The following recommendations can be made to recover the lost integrity of Sports:

  1. A new law criminalizing sports corruption should be enacted and the sports authority in concurrence with the national law should make rules and take severe disciplinary actions.
  2. The problem having its main roots at the lowest level, the sports authority should conduct strict surveillance during and around the sport event being conducted and on any suspicion about irregular betting should inform public authority.
  3. The Criminal Investigation Department should use a special unit to infiltrate the illegal market of sports betting (such as an Intelligence Unit) to combat the criminal enterprise at the grass-root level and eventually penalise the criminals after carrying out a severe investigation.
  4. Betting Fraud detection system should be used based on sophisticated mathematical models which project what odds should be expected to be given a rational commercial market.
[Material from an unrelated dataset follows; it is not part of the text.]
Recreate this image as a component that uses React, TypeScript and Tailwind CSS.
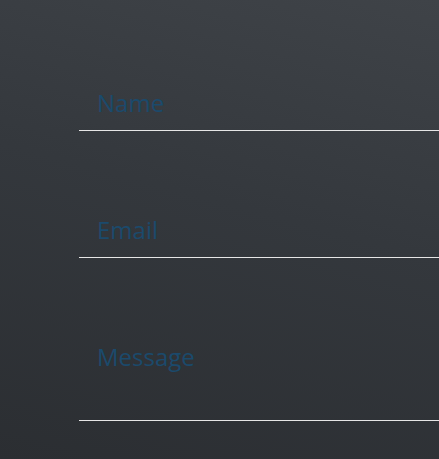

This system is used for live betting and calculates changing odds from the start to the end of the match. The deviation from the standard odds placed by a bookie produces an alert.
  5. The combination of the Betting fraud detector and the corruption monitoring centre will prove to be a tougher system to beat by the match-fixers.

Better legislation to deal with match fixing is need of the hour because if sport cannot be pure, then what area of human activity is left for honesty!

[1] Match-fixing, Council of Europe (May, 26, 2017, 10:17PM)

[2] Sumit Agrawal, Mtch Fixing as a Crime: An Analysis, Legal Service India ( May 23,2018, 00:05AM)

[3] Id. At 3.

[4] BCCI & Others v. Cricket Association of Bihar & Others, (2015) 3 SCC 251.